= Roy Boulter =

English drummer

Roy Boulter (born 2 July 1964, Liverpool) was the English drummer in the Liverpool-based pop group The Farm. He joined the band in 1987, enjoying success with the number one album, Spartacus, and hits such as "Groovy Train" and "All Together Now". The Farm re-formed (despite never formally splitting up), occasionally touring and playing festivals. In 2011 the band provided the nucleus of The Justice Tonight Band, joined by Mick Jones (The Clash), Pete Wylie (The Mighty Wah!) and Andrew Davitt (Johnny Boy, Paul Weller, Manic Street Preachers, B.A.D.). The band was formed to raise awareness about the injustice surrounding the Hillsborough disaster - Boulter and Farm lead-singer Peter Hooton were both present at the tragedy. The Justice Tonight Band toured the UK and Europe (supporting the Stone Roses) spreading the message about Hillsborough and the twenty-three years of injustice endured by the families and victims of the tragedy.

Boulter has written extensively for television, including Brookside, Hollyoaks, The Bill and for the second - BAFTA-winning - series of Jimmy McGovern's drama The Street ("Two Families" starring Lorraine Ashbourne, Gina McKee and a pre-Doctor Who Matt Smith - in his first lead role). Boulter wrote for the BBC soap opera EastEnders in 2011 and 2012 as well as co-writing the Radio 2 pilot Shout to the Top (along with former Sleeper lead vocalist, Louise Wener). Previously, he had written two other radio dramas – Lifestyles of the Trapped and Cabbaged and Shanghaied and Shipless.

He is a co-director of Hurricane Films along with business partner Sol Papadopoulos, and the pair produced their feature film Under the Mud, followed by the Terence Davies documentary Of Time and the City (for which the duo received a BAFTA nomination).

Hurricane Films produced two further Davies films; Sunset Song starring Peter Mullan and Agyness Deyn (world premiere at the Toronto Film Festival), and A Quiet Passion starring Cynthia Nixon, Jennifer Ehle and Keith Carradine (Berlin Film Festival). These were followed by A Prayer Before Dawn directed by Jean-Stéphane Sauvaire, starring Joe Cole (Cannes 2017). In 2018, Boulter and Hurricane Films produced Sometimes Always Never, starring Bill Nighy, Sam Riley, Alice Lowe and Jenny Agutter, written by Frank Cottrell Boyce and directed by Carl Hunter (London 2018). Most recently Hurricane produced The Last Bus with Timothy Spall and Phyllis Logan - directed by Gillies McKinnon, which is due for release in 2021.
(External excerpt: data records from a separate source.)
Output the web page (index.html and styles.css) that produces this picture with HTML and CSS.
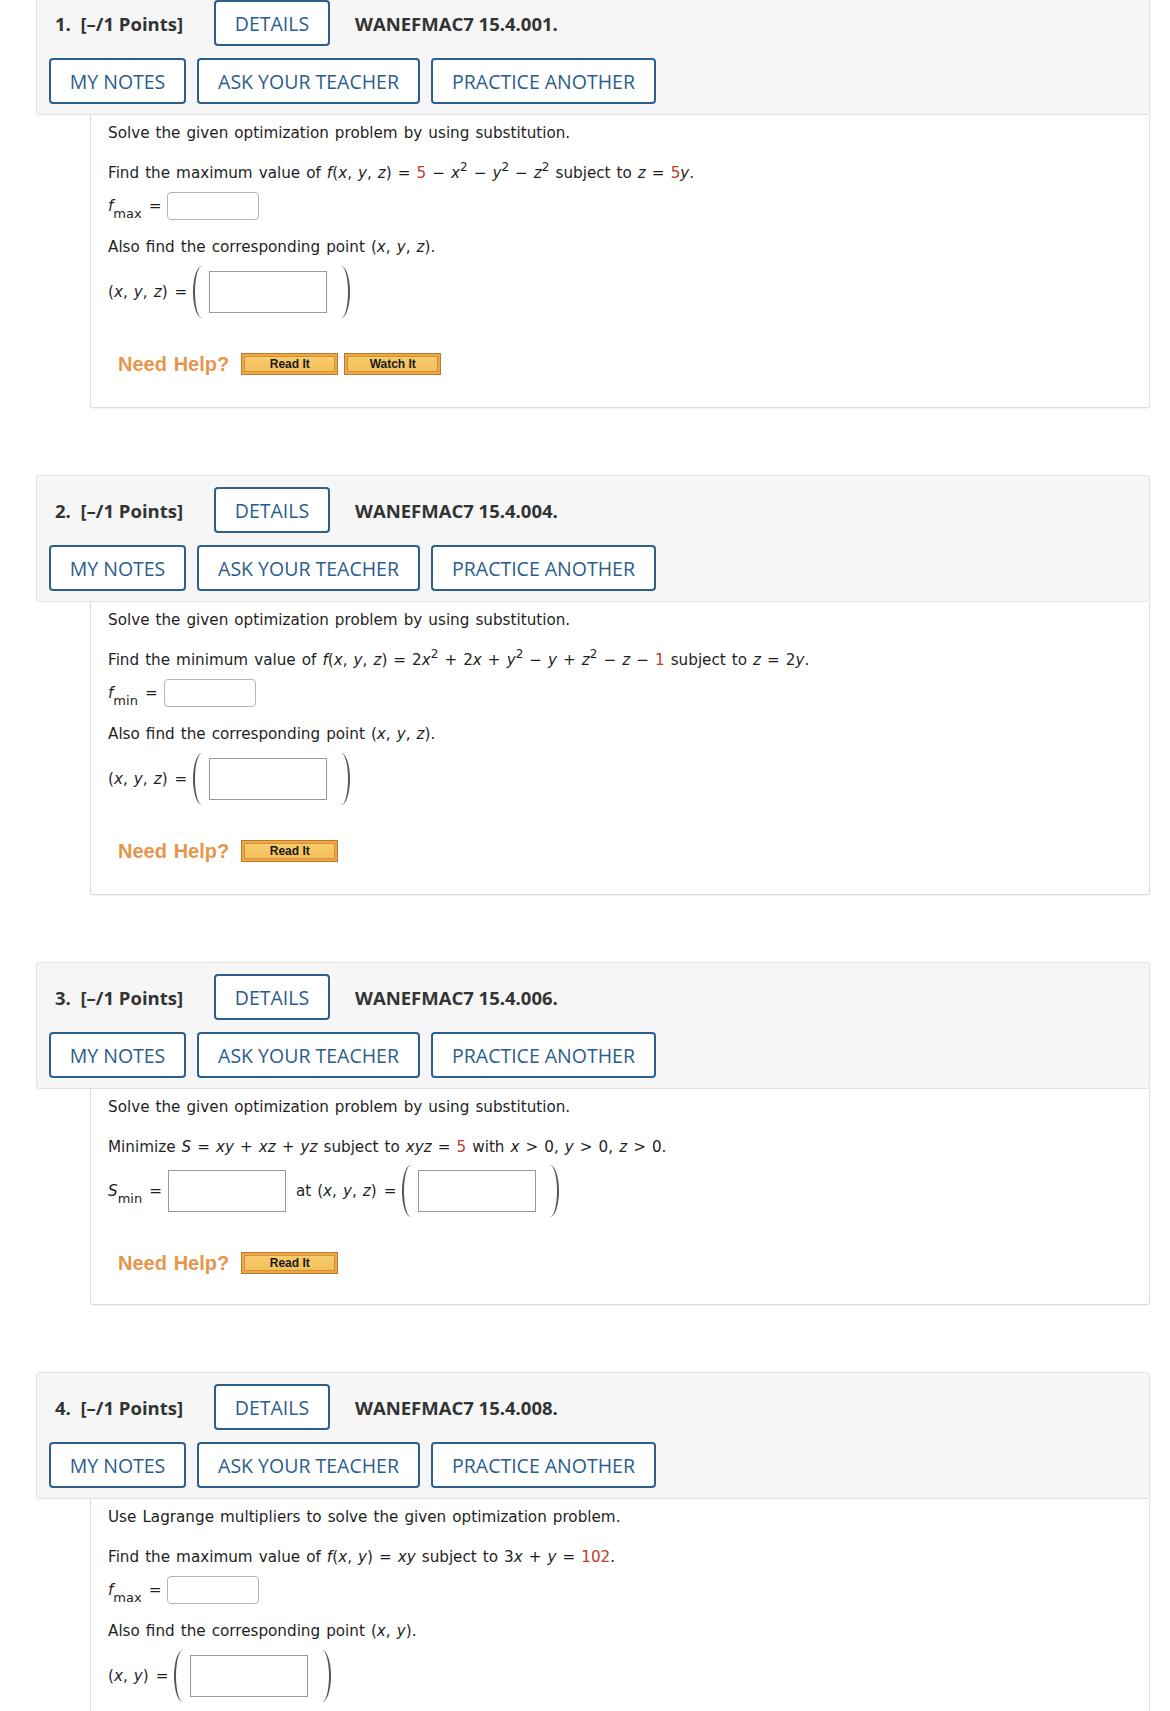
FILE: index.html
```html
<!DOCTYPE html>
<html lang="en">
<head>
  <meta charset="UTF-8" />
  <title>WebAssign - Optimization</title>
  <link rel="stylesheet" href="styles.css">
</head>
<body>
  <div class="page">

    <div class="question">
      <div class="q-head">
        <div class="q-row">
          <span class="q-num">1.&nbsp; [–/1 Points]</span>
          <button class="wa-btn details">DETAILS</button>
          <span class="q-code">WANEFMAC7 15.4.001.</span>
        </div>
        <div class="q-row">
          <button class="wa-btn notes">MY NOTES</button>
          <button class="wa-btn ask">ASK YOUR TEACHER</button>
          <button class="wa-btn practice">PRACTICE ANOTHER</button>
        </div>
      </div>
      <div class="q-body">
        <div class="line first">Solve the given optimization problem by using substitution.</div>
        <div class="line">Find the maximum value of <i>f</i>(<i>x</i>, <i>y</i>, <i>z</i>) = <span class="red">5</span> − <i>x</i><sup>2</sup> − <i>y</i><sup>2</sup> − <i>z</i><sup>2</sup> subject to <i>z</i> = <span class="red">5</span><i>y</i>.</div>
        <div class="ans-row small">
          <span><i>f</i><sub>max</sub></span><span class="eq">=</span><span class="box round"></span>
        </div>
        <div class="line after">Also find the corresponding point (<i>x</i>, <i>y</i>, <i>z</i>).</div>
        <div class="ans-row tall">
          <span>(<i>x</i>, <i>y</i>, <i>z</i>)</span><span class="eq">=</span>
          <span class="paren left"></span><span class="box wide"></span><span class="paren right"></span>
        </div>
        <div class="help">
          <span class="help-label">Need Help?</span>
          <button class="help-btn">Read It</button>
          <button class="help-btn">Watch It</button>
        </div>
      </div>
    </div>

    <div class="question">
      <div class="q-head">
        <div class="q-row">
          <span class="q-num">2.&nbsp; [–/1 Points]</span>
          <button class="wa-btn details">DETAILS</button>
          <span class="q-code">WANEFMAC7 15.4.004.</span>
        </div>
        <div class="q-row">
          <button class="wa-btn notes">MY NOTES</button>
          <button class="wa-btn ask">ASK YOUR TEACHER</button>
          <button class="wa-btn practice">PRACTICE ANOTHER</button>
        </div>
      </div>
      <div class="q-body">
        <div class="line first">Solve the given optimization problem by using substitution.</div>
        <div class="line">Find the minimum value of <i>f</i>(<i>x</i>, <i>y</i>, <i>z</i>) = 2<i>x</i><sup>2</sup> + 2<i>x</i> + <i>y</i><sup>2</sup> − <i>y</i> + <i>z</i><sup>2</sup> − <i>z</i> − <span class="red">1</span> subject to <i>z</i> = 2<i>y</i>.</div>
        <div class="ans-row small">
          <span><i>f</i><sub>min</sub></span><span class="eq">=</span><span class="box round"></span>
        </div>
        <div class="line after">Also find the corresponding point (<i>x</i>, <i>y</i>, <i>z</i>).</div>
        <div class="ans-row tall">
          <span>(<i>x</i>, <i>y</i>, <i>z</i>)</span><span class="eq">=</span>
          <span class="paren left"></span><span class="box wide"></span><span class="paren right"></span>
        </div>
        <div class="help">
          <span class="help-label">Need Help?</span>
          <button class="help-btn">Read It</button>
        </div>
      </div>
    </div>

    <div class="question">
      <div class="q-head">
        <div class="q-row">
          <span class="q-num">3.&nbsp; [–/1 Points]</span>
          <button class="wa-btn details">DETAILS</button>
          <span class="q-code">WANEFMAC7 15.4.006.</span>
        </div>
        <div class="q-row">
          <button class="wa-btn notes">MY NOTES</button>
          <button class="wa-btn ask">ASK YOUR TEACHER</button>
          <button class="wa-btn practice">PRACTICE ANOTHER</button>
        </div>
      </div>
      <div class="q-body short">
        <div class="line first">Solve the given optimization problem by using substitution.</div>
        <div class="line">Minimize <i>S</i> = <i>xy</i> + <i>xz</i> + <i>yz</i> subject to <i>xyz</i> = <span class="red">5</span> with <i>x</i> &gt; 0, <i>y</i> &gt; 0, <i>z</i> &gt; 0.</div>
        <div class="ans-row tall inline">
          <span><i>S</i><sub>min</sub></span><span class="eq">=</span><span class="box wide"></span>
          <span class="at">at (<i>x</i>, <i>y</i>, <i>z</i>)</span><span class="eq">=</span>
          <span class="paren left"></span><span class="box wide"></span><span class="paren right"></span>
        </div>
        <div class="help">
          <span class="help-label">Need Help?</span>
          <button class="help-btn">Read It</button>
        </div>
      </div>
    </div>

    <div class="question">
      <div class="q-head">
        <div class="q-row">
          <span class="q-num">4.&nbsp; [–/1 Points]</span>
          <button class="wa-btn details">DETAILS</button>
          <span class="q-code">WANEFMAC7 15.4.008.</span>
        </div>
        <div class="q-row">
          <button class="wa-btn notes">MY NOTES</button>
          <button class="wa-btn ask">ASK YOUR TEACHER</button>
          <button class="wa-btn practice">PRACTICE ANOTHER</button>
        </div>
      </div>
      <div class="q-body">
        <div class="line first">Use Lagrange multipliers to solve the given optimization problem.</div>
        <div class="line">Find the maximum value of <i>f</i>(<i>x</i>, <i>y</i>) = <i>xy</i> subject to 3<i>x</i> + <i>y</i> = <span class="red">102</span>.</div>
        <div class="ans-row small">
          <span><i>f</i><sub>max</sub></span><span class="eq">=</span><span class="box round"></span>
        </div>
        <div class="line after">Also find the corresponding point (<i>x</i>, <i>y</i>).</div>
        <div class="ans-row tall">
          <span>(<i>x</i>, <i>y</i>)</span><span class="eq">=</span>
          <span class="paren left"></span><span class="box wide"></span><span class="paren right"></span>
        </div>
        <div class="help">
          <span class="help-label">Need Help?</span>
          <button class="help-btn">Read It</button>
        </div>
      </div>
    </div>

  </div>
</body>
</html>
```

FILE: styles.css
```css
body {
  margin: 0;
  background: #fff;
  font-family: "DejaVu Sans", Verdana, sans-serif;
  color: #1e1e1e;
}
.page {
  margin-top: -12px;
  padding-bottom: 40px;
}
.question {
  width: 1114px;
  margin-left: 36px;
  margin-bottom: 67px;
}

/* header bar */
.q-head {
  background: #f6f6f6;
  border: 1px solid #e2e2e2;
  border-radius: 3px;
  padding: 11px 12px 10px;
}
.q-row {
  display: flex;
  align-items: center;
  gap: 11px;
}
.q-row + .q-row {
  margin-top: 12px;
}
.q-num,
.q-code {
  font-family: "Open Sans", sans-serif;
  font-weight: bold;
  font-size: 18.5px;
  color: #333;
  white-space: nowrap;
}
.q-num {
  width: 148px;
  flex-shrink: 0;
  margin-left: 6px;
}
.q-code {
  margin-left: 14px;
}
.wa-btn {
  height: 46px;
  padding: 0;
  background: #fff;
  border: 2px solid #2e5f8c;
  border-radius: 4px;
  color: #2b5d8b;
  font-family: "Open Sans", sans-serif;
  font-size: 19.5px;
  white-space: nowrap;
}
.wa-btn.details { width: 116px; }
.wa-btn.notes { width: 137px; }
.wa-btn.ask { width: 223px; }
.wa-btn.practice { width: 225px; }

/* question body */
.q-body {
  margin-left: 54px;
  border: 1px solid #dcdcdc;
  border-top: none;
  border-radius: 0 0 3px 3px;
  box-shadow: 0 1px 1px rgba(0, 0, 0, 0.05);
  padding: 8px 17px 32px;
  font-size: 15.2px;
  line-height: 20px;
  word-spacing: 1.2px;
}
.q-body.short {
  padding-bottom: 30px;
}
.line {
  margin-top: 20px;
}
.line.first {
  margin-top: 0;
}
.line.after {
  margin-top: 17px;
}
.red {
  color: #c23a2f;
}
sup {
  font-size: 12px;
  line-height: 0;
  vertical-align: 7px;
}
sub {
  font-size: 13px;
  line-height: 0;
  vertical-align: -7px;
}
.ans-row {
  display: flex;
  align-items: center;
}
.ans-row.small {
  margin-top: 9px;
  height: 28px;
}
.ans-row.tall {
  margin-top: 8px;
  height: 54px;
}
.ans-row.inline {
  margin-top: 7px;
}
.eq {
  margin: 0 6px 0 7px;
}
.at {
  margin-left: 10px;
}
.box {
  display: inline-block;
  background: #fff;
}
.box.round {
  width: 90px;
  height: 26px;
  border: 1px solid #b4b4b4;
  border-radius: 4px;
}
.box.wide {
  width: 116px;
  height: 40px;
  border: 1px solid #999;
}
.paren {
  display: inline-block;
  width: 9px;
  height: 52px;
}
.paren.left {
  border-left: 2px solid #555;
  border-radius: 9px 0 0 9px / 26px 0 0 26px;
  margin-right: 5px;
}
.paren.right {
  border-right: 2px solid #555;
  border-radius: 0 9px 9px 0 / 0 26px 26px 0;
  margin-left: 12px;
}

/* need help */
.help {
  display: flex;
  align-items: center;
  margin-top: 34px;
  margin-left: 10px;
  height: 22px;
}
.help-label {
  font-family: "Liberation Sans", Arial, sans-serif;
  font-weight: bold;
  font-size: 20px;
  color: #e6964a;
  margin-right: 12px;
}
.help-btn {
  width: 97px;
  height: 22px;
  margin-right: 6px;
  padding: 0;
  border: 1px solid #bd7a2e;
  background: linear-gradient(#f8cf70, #f2bd55);
  box-shadow: inset 0 0 0 2px #eda845, inset 0 0 0 3px #d2903a;
  font-family: "Liberation Sans", Arial, sans-serif;
  font-weight: bold;
  font-size: 12px;
  word-spacing: 0;
  color: #1a1a1a;
}
```
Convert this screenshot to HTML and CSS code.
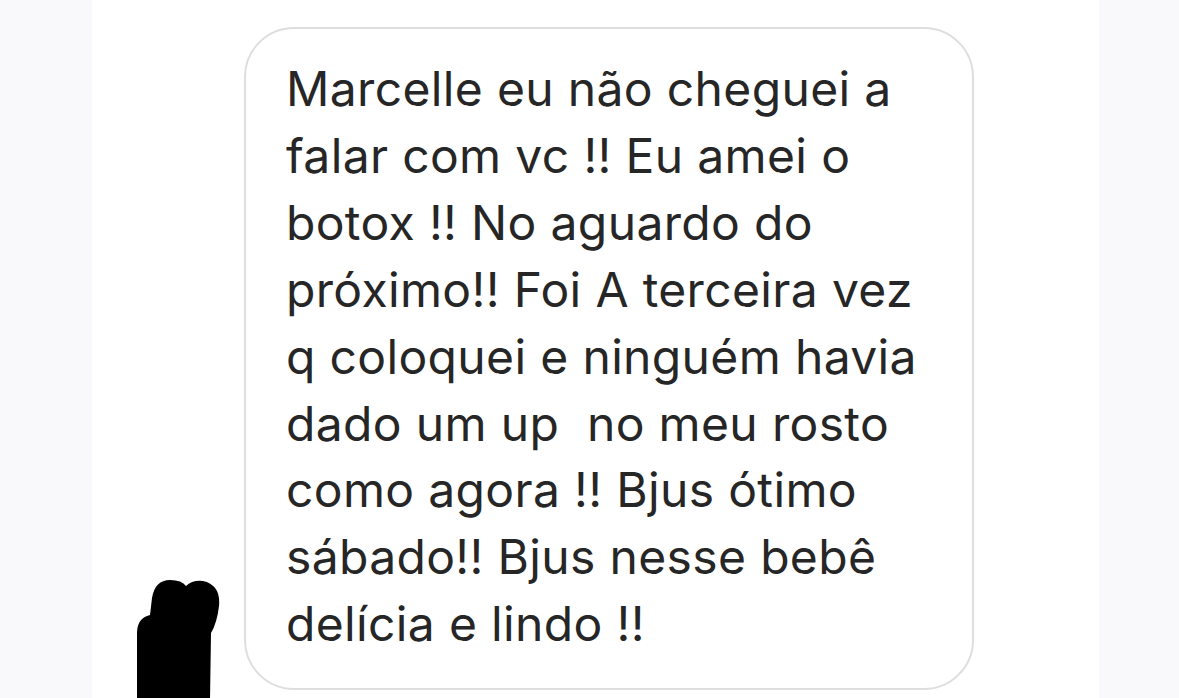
FILE: index.html
```html
<!DOCTYPE html>
<html lang="pt-br">
<head>
    <meta charset="UTF-8">
    <meta name="viewport" content="width=device-width, initial-scale=1.0">
    <title>Mensagem</title>
    <link rel="stylesheet" href="styles.css">
</head>
<body>

<div class="chat">
    <div class="row">
        <div class="avatar">
            <svg width="100" height="130" viewBox="120 568 100 130">
                <path d="M137,698 L137,630 Q137,615 150,612 L152,595 Q155,577 170,577 Q182,577 186,583 Q192,577 203,578 Q221,582 219,603 Q217,620 211,630 L210,698 Z" fill="#000"/>
            </svg>
        </div>
        <div class="bubble">
            <p class="message">Marcelle eu não cheguei a<br>
falar com vc !! Eu amei o<br>
botox !! No aguardo do<br>
próximo!! Foi A terceira vez<br>
q coloquei e ninguém havia<br>
dado um up &nbsp;no meu rosto<br>
como agora !! Bjus ótimo<br>
sábado!! Bjus nesse bebê<br>
delícia e lindo !!</p>
        </div>
    </div>
</div>

</body>
</html>
```

FILE: styles.css
```css
body {
    margin: 0;
    padding: 0;
    background-color: #f9f9fc;
    height: 698px;
    overflow: hidden;
}

.chat {
    width: 1007px;
    height: 100%;
    margin-left: 92px;
    background-color: #fff;
    padding-top: 27px;
    box-sizing: border-box;
}

.row {
    display: flex;
    align-items: flex-end;
}

.avatar {
    width: 152px;
    height: 130px;
    flex-shrink: 0;
    position: relative;
}

.avatar svg {
    position: absolute;
    left: 28px;
    top: 11px;
}

.bubble {
    width: 730px;
    height: 663px;
    box-sizing: border-box;
    border: 2px solid #dedede;
    border-radius: 50px;
    padding: 27px 0 0 40px;
}

.message {
    margin: 0;
    font-family: Inter, "Liberation Sans", sans-serif;
    font-size: 48px;
    letter-spacing: 0.35px;
    line-height: 66.9px;
    color: #262626;
    white-space: nowrap;
}
```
Boulter was appointed as Creative Director The Museum of Liverpool's Immersive exhibition - ‘Kicking And Screaming’ – a film about the city's passion for football. Hurricane Films went on to win the tenders for two further immersives at the museum - an exploration of the early lives and career of The Beatles, made in collaboration with Apple Corps Ltd and ‘The Power And The Glory?’ an interpretation of how the growth and decline of the British Empire created and then almost destroyed the city of Liverpool.

Boulter is a founder member and director of The Jack Jones Trust – a collaboration set up between film-makers and Trade Unions to produce documentaries.

In 2025, Boulter made his directorial debut adapting the work of spoken word artist ‘Roy’ (PJ Smith) - a collection of brutal but funny short stories. The feature-length feature film ‘Algorithm Party' takes its title from the book which was published by Rough Trade in 2020. Algorithm Party was selected by the Girona Film festival - but the festival was subsequently cancelled due to the Valencia floods.

In May 2025, a Screen Daily exclusive announced that Boulter will be directing his debut scripted feature (which he also wrote) called 'Fetch' - a musical about dog walkers and their pets. The cast includes Robert Bathurst, Alice Lowe, Lee Mack, Sue Johnston, Ray Fearon, Dorothy Atkinson, Andrew Schofield and Celyn Jones. The film, due to be shot on Merseyside in 2026, will be produced by Liverpool-based Hurricane Films.

He supports Liverpool F.C. and was a founder member of The Spirit Of Shankly football supporters union.